Wednesday 04 December 2013

Iran threatens to trigger oil price war

Tension between Iran and Saudi Arabia over Tehran’s plans to raise oil output spilled into the open on Wednesday as Opec rolled over its production target in the belief a wall of supply will fail to materialise next year.

The oil producers’ cartel controls around a third of the global oil market and, as the only source of spare capacity, exerts a big influence over prices.

But it faces a growing challenge to accommodate fast-rising US shale production, and balance the aspirations of Iran and Iraq, as both members threaten to increase output aggressively regardless of group targets.

Buoyed by an interim agreement on its nuclear programme 10 days ago, Tehran hopes to raise crude production quickly from levels of 2.7m barrels a day if it reaches a deal to roll back sanctions. Iraq has also said it plans to increase production by 1m b/d next year to 4m b/d.

Speaking in Farsi to Iranian journalists before ministers met in Vienna on Wednesday, Bijan Zangeneh, Iran’s oil minister, threatened to trigger a price war, warning Opec members that it would increase output even if crude prices tumbled. He said: “Under any circumstances we will reach 4m b/d even if the price of oil falls to $20 per barrel.”

“We will not give up our rights on this issue,” Mr Zangeneh said suggesting other Opec members would cut production to accommodate its return to the market, while keeping prices high.

Both Iran and Iraq face significant challenges in meeting their ambitious targets, however: Iran cannot export oil to the European Union or the US, while Iraq’s oil industry is hamstrung by infrastructure bottlenecks and growing security problems. Analysts said Iran’s aggressive language should be seen as an attempt to lay the ground for future discussions with Saudi Arabia, Opec’s de facto leader.

“You have to start with a tough negotiating position, even if you don’t mean it,” said Jamie Webster, head of market intelligence at PFC Energy.

Saudi Arabia, the world’s largest oil exporter, would face most pressure to cut back production to accommodate Iran and Iraq, as the kingdom has been producing near record levels of more than 10mb/d, as production from other Opec members has faltered.

But Saudi officials have suggested Iranian and Iraqi production growth is unlikely to materialise quickly. Ahead of the meeting Ali al-Naimi, the Saudi oil minister, brushed off Iran’s aggressive stance on price.

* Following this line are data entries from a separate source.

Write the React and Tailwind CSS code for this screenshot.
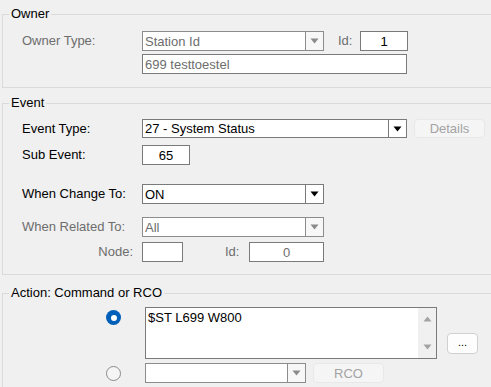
import React from "react";

const Arrow = ({ color = "#000", up = false }) => (
  <svg width="9" height="6" viewBox="0 0 9 6">
    {up ? (
      <polygon points="0.5,5.5 8.5,5.5 4.5,0.5" fill={color} />
    ) : (
      <polygon points="0.5,0.5 8.5,0.5 4.5,5.5" fill={color} />
    )}
  </svg>
);

const Combo = ({ text, w, h = 20, disabled = false }) => (
  <div
    className={`flex border ${disabled ? "border-[#8c8c8c]" : "border-[#7a7a7a]"} bg-white shrink-0`}
    style={{ width: w, height: h }}
  >
    <div className={`flex-1 pl-[2px] flex items-center leading-none ${disabled ? "text-[#6d6d6d]" : "text-black"}`}>
      {text}
    </div>
    <div className={`w-[18px] border-l ${disabled ? "border-[#8c8c8c] bg-[#f7f7f7]" : "border-[#7a7a7a] bg-white"} flex items-center justify-center`}>
      <Arrow color={disabled ? "#8a8a8a" : "#000"} />
    </div>
  </div>
);

const Box = ({ text, w, h = 20, disabled = false, center = false }) => (
  <div
    className={`flex items-center border border-[#7a7a7a] bg-white shrink-0 leading-none ${center ? "justify-center" : "pl-[2px]"} ${disabled ? "text-[#6d6d6d]" : "text-black"}`}
    style={{ width: w, height: h }}
  >
    {text}
  </div>
);

const DisabledBtn = ({ text, w, h }) => (
  <div
    className="flex items-center justify-center rounded-[4px] border border-[#e8e8e8] bg-[#f5f5f5] text-[#a3a3a3] shrink-0 leading-none"
    style={{ width: w, height: h }}
  >
    {text}
  </div>
);

export default function App() {
  return (
    <div className="w-[491px] h-[387px] overflow-hidden bg-[#f0f0f0] pt-[6px] font-['Liberation_Sans',Arial,sans-serif] text-[13px] text-black">
      {/* Owner */}
      <fieldset className="border border-[#dadada] ml-[2px] mr-[-12px]">
        <legend className="ml-[6px] px-[2px] leading-[16px]">Owner</legend>
        <div className="pt-[9px] pb-[13px] pl-[19px]">
          <div className="flex items-center h-[20px]">
            <div className="w-[120px] text-[#6d6d6d]">Owner Type:</div>
            <Combo text="Station Id" w={182} disabled />
            <div className="ml-[14px] w-[22px] text-[#6d6d6d]">Id:</div>
            <Box text="1" w={48} center />
          </div>
          <div className="flex items-center h-[20px] mt-[3px]">
            <div className="w-[120px]" />
            <Box text="699 testtoestel" w={265} disabled />
          </div>
        </div>
      </fieldset>

      {/* Event */}
      <fieldset className="border border-[#dadada] ml-[2px] mr-[-12px] mt-[7px]">
        <legend className="ml-[6px] px-[2px] leading-[16px]">Event</legend>
        <div className="pt-[8px] pb-[12px] pl-[19px]">
          <div className="flex items-center h-[19px]">
            <div className="w-[120px]">Event Type:</div>
            <Combo text="27 - System Status" w={265} h={19} />
            <div className="ml-[7px]">
              <DisabledBtn text="Details" w={71} h={19} />
            </div>
          </div>
          <div className="flex items-center h-[20px] mt-[7px]">
            <div className="w-[120px]">Sub Event:</div>
            <Box text="65" w={48} center />
          </div>
          <div className="flex items-center h-[20px] mt-[19px]">
            <div className="w-[120px]">When Change To:</div>
            <Combo text="ON" w={182} />
          </div>
          <div className="flex items-center h-[20px] mt-[13px]">
            <div className="w-[120px] text-[#6d6d6d]">When Related To:</div>
            <Combo text="All" w={182} disabled />
          </div>
          <div className="flex items-center h-[20px] mt-[5px]">
            <div className="w-[111px] text-right text-[#6d6d6d]">Node:</div>
            <div className="w-[9px]" />
            <Box text="" w={41} />
            <div className="ml-[42px] w-[24px] text-[#6d6d6d]">Id:</div>
            <Box text="0" w={75} center disabled />
          </div>
        </div>
      </fieldset>

      {/* Action */}
      <fieldset className="border border-[#dadada] ml-[2px] mr-[-12px] mt-[10px]">
        <legend className="ml-[6px] px-[2px] leading-[16px]">Action: Command or RCO</legend>
        <div className="pt-[6px] pb-[12px] pl-[103px]">
          <div className="flex items-start">
            <div className="w-[39px] pt-[3px]">
              <div className="w-[15px] h-[15px] rounded-full bg-[#005fb8] flex items-center justify-center">
                <div className="w-[6px] h-[6px] rounded-full bg-white" />
              </div>
            </div>
            <div className="flex w-[292px] h-[52px] border border-[#7a7a7a] bg-white">
              <div className="flex-1 pl-[2px] pt-[2px] leading-[15px]">$ST L699 W800</div>
              <div className="w-[18px] bg-[#f0f0f0] flex flex-col items-center justify-between py-[8px]">
                <Arrow color="#a3a3a3" up />
                <Arrow color="#a3a3a3" />
              </div>
            </div>
            <div className="ml-[10px] mt-[26px] w-[31px] h-[21px] rounded-[4px] border border-[#d0d0d0] bg-[#fdfdfd] flex items-center justify-center text-[11px] leading-none pb-[2px]">
              ...
            </div>
          </div>
          <div className="flex items-center h-[20px] mt-[4px]">
            <div className="w-[39px]">
              <div className="w-[15px] h-[15px] rounded-full border border-[#8a8a8a] bg-[#f5f5f5]" />
            </div>
            <Combo text="" w={161} disabled />
            <div className="ml-[7px]">
              <DisabledBtn text="RCO" w={71} h={20} />
            </div>
          </div>
        </div>
      </fieldset>
    </div>
  );
}
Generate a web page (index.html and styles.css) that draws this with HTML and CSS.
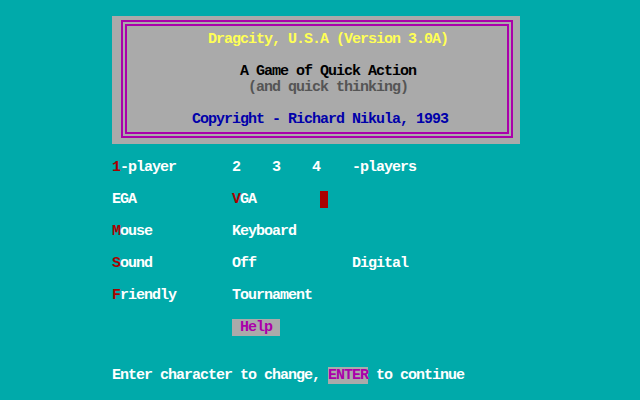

“You are preoccupied by Iran and that is not a good preoccupation,” he said. “You know what is going to happen if the price goes to $20? You know how many countries would be out of producing, including shale oil, including Canadian sands oil, including subsalt oil. All of that will be gone.”

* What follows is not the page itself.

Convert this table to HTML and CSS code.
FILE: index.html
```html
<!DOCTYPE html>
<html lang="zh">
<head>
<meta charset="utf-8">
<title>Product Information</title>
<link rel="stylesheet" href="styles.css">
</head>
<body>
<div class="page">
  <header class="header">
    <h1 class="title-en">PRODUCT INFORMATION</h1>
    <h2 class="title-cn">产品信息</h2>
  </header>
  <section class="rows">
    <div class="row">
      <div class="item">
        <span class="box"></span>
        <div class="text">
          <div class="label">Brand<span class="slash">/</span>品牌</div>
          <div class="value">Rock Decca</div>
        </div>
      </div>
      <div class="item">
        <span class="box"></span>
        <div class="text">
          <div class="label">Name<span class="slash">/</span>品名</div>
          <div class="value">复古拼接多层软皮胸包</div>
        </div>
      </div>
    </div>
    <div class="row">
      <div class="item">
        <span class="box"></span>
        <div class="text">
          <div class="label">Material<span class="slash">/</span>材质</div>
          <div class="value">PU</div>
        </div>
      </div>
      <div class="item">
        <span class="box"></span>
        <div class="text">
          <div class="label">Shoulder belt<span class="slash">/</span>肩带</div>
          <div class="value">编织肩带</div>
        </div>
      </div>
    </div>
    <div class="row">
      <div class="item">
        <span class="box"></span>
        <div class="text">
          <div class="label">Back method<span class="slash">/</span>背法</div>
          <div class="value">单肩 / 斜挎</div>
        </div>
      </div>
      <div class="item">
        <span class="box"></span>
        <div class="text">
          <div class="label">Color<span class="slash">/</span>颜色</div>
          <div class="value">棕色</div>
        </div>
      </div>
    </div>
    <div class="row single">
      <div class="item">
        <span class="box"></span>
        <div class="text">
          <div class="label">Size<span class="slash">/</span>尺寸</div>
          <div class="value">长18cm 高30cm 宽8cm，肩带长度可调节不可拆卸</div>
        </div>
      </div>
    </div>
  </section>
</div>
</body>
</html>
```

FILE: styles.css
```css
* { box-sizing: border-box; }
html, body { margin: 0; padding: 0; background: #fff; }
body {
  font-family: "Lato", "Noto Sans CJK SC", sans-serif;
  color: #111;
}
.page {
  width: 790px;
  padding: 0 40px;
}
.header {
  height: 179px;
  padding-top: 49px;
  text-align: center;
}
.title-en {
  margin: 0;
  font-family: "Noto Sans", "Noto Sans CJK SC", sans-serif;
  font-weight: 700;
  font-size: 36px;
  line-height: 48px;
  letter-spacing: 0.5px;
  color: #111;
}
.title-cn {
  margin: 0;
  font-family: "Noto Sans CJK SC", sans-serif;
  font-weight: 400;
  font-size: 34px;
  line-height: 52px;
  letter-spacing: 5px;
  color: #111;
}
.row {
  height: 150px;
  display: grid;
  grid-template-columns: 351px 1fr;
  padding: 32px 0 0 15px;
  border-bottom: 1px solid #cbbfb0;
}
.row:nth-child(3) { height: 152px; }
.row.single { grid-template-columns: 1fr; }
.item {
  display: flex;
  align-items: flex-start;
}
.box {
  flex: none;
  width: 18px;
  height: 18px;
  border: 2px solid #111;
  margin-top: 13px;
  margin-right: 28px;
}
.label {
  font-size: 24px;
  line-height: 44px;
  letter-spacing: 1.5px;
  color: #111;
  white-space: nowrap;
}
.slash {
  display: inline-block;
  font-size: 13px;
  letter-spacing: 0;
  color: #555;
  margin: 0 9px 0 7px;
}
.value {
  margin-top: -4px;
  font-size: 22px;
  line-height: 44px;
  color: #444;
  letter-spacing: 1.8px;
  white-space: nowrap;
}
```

Brent has averaged close to $110 a barrel this year, easily above the group’s unofficial target, as production disruptions in Nigeria and Libya have offset rapidly growing US shale oil output. On Wednesday, Brent hit a two-month high of just over $113 per barrel. In the absence of an imminent supply glut, the cartel opted to continue targeting production of 30m barrels a day of crude oil.

Brent fell sharply on the decision to as little as $111.46 per barrel, but recovered to trade at $112.55.

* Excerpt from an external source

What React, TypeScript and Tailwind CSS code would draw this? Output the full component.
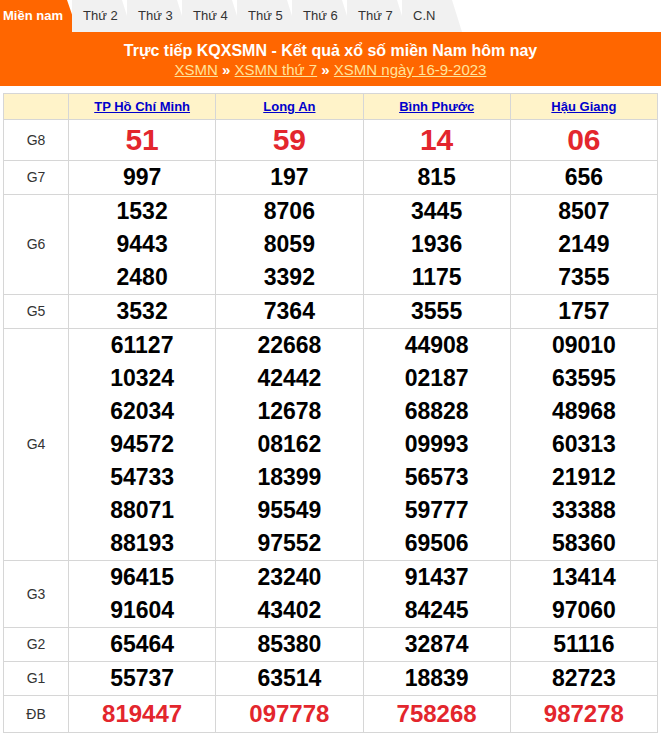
import React from "react";

const days = ["Thứ 2", "Thứ 3", "Thứ 4", "Thứ 5", "Thứ 6", "Thứ 7", "C.N"];

const provinces = ["TP Hồ Chí Minh", "Long An", "Bình Phước", "Hậu Giang"];

type Prize = { label: string; values: string[][]; kind?: "g8" | "db" };

const prizes: Prize[] = [
  { label: "G8", kind: "g8", values: [["51"], ["59"], ["14"], ["06"]] },
  { label: "G7", values: [["997"], ["197"], ["815"], ["656"]] },
  {
    label: "G6",
    values: [
      ["1532", "9443", "2480"],
      ["8706", "8059", "3392"],
      ["3445", "1936", "1175"],
      ["8507", "2149", "7355"],
    ],
  },
  { label: "G5", values: [["3532"], ["7364"], ["3555"], ["1757"]] },
  {
    label: "G4",
    values: [
      ["61127", "10324", "62034", "94572", "54733", "88071", "88193"],
      ["22668", "42442", "12678", "08162", "18399", "95549", "97552"],
      ["44908", "02187", "68828", "09993", "56573", "59777", "69506"],
      ["09010", "63595", "48968", "60313", "21912", "33388", "58360"],
    ],
  },
  {
    label: "G3",
    values: [
      ["96415", "91604"],
      ["23240", "43402"],
      ["91437", "84245"],
      ["13414", "97060"],
    ],
  },
  { label: "G2", values: [["65464"], ["85380"], ["32874"], ["51116"]] },
  { label: "G1", values: [["55737"], ["63514"], ["18839"], ["82723"]] },
  { label: "ĐB", kind: "db", values: [["819447"], ["097778"], ["758268"], ["987278"]] },
];

function numberClass(kind?: "g8" | "db") {
  if (kind === "g8") return "text-[30px] leading-[40px] text-[#e3262d]";
  if (kind === "db") return "text-[24px] leading-[36px] text-[#e3262d]";
  return "text-[23px] leading-[33px] text-black";
}

export default function App() {
  return (
    <div className="w-[661px] min-h-[733px] bg-white font-['Liberation_Sans',Arial,sans-serif] overflow-hidden">
      {/* day tabs */}
      <div className="flex h-8 items-stretch">
        <div className="relative w-[78px] bg-[#ff6600] [clip-path:polygon(0_0,67px_0,100%_100%,0_100%)] text-white font-bold text-[13px] pl-[3px] flex items-center">
          Miền nam
        </div>
        <div className="flex -ml-[6px]">
          {days.map((d) => (
            <div
              key={d}
              className="w-[60px] -mr-[5px] bg-[#f1f1f1] [clip-path:polygon(0_0,50px_0,100%_100%,0_100%)] text-[#333] text-[13px] pl-[11px] flex items-center"
            >
              {d}
            </div>
          ))}
        </div>
      </div>

      {/* banner */}
      <div className="bg-[#ff6600] h-[54px] pt-[9px] text-center">
        <h1 className="text-white font-bold text-[16px] leading-[20px]">
          Trực tiếp KQXSMN - Kết quả xổ số miền Nam hôm nay
        </h1>
        <div className="text-[15px] leading-[17px] text-[#ffe49b]">
          <a className="underline">XSMN</a>
          <span className="text-white font-bold"> » </span>
          <a className="underline">XSMN thứ 7</a>
          <span className="text-white font-bold"> » </span>
          <a className="underline">XSMN ngày 16-9-2023</a>
        </div>
      </div>

      {/* results */}
      <div className="pt-[7px] pl-[3px]">
        <table className="w-[655px] border-collapse table-fixed">
          <colgroup>
            <col className="w-[65px]" />
            <col />
            <col />
            <col />
            <col />
          </colgroup>
          <thead>
            <tr className="bg-[#fff3c9] h-[26px]">
              <th className="border border-[#d6d6d6]"></th>
              {provinces.map((p) => (
                <th key={p} className="border border-[#d6d6d6] text-[13px] font-bold">
                  <a className="underline text-[#0000cc]">{p}</a>
                </th>
              ))}
            </tr>
          </thead>
          <tbody>
            {prizes.map((row) => (
              <tr key={row.label}>
                <td className="border border-[#d6d6d6] text-center text-[14px] text-[#333]">
                  {row.label}
                </td>
                {row.values.map((vals, i) => (
                  <td key={i} className="border border-[#d6d6d6] text-center font-bold py-0">
                    {vals.map((v) => (
                      <div key={v} className={numberClass(row.kind)}>
                        {v}
                      </div>
                    ))}
                  </td>
                ))}
              </tr>
            ))}
          </tbody>
        </table>
      </div>
    </div>
  );
}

In its official communiqué, Opec highlighted economic growth as the primary threat to high oil prices, rather than supply growth. “The biggest challenge facing . . . oil markets in 2014 is global economic uncertainty,” the group said.

But there were signs the cartel was considering how it might discipline production next year, should US production growth continue to eat into its share of the market, and Iran and Iraq deliver some growth.

Iraq is exempt from the group production targets, as it seeks to rebuild its industry. But several Gulf officials suggested it should be brought back into group target next year – an idea which Baghdad resists. Other Gulf delegates said the cartel should consider reintroducing quotas for individual countries, which have not been published since 2008.

“At some point next year we will need a more formal system of supply management,” said Bill Farren-Price, of Petroleum Policy Intelligence.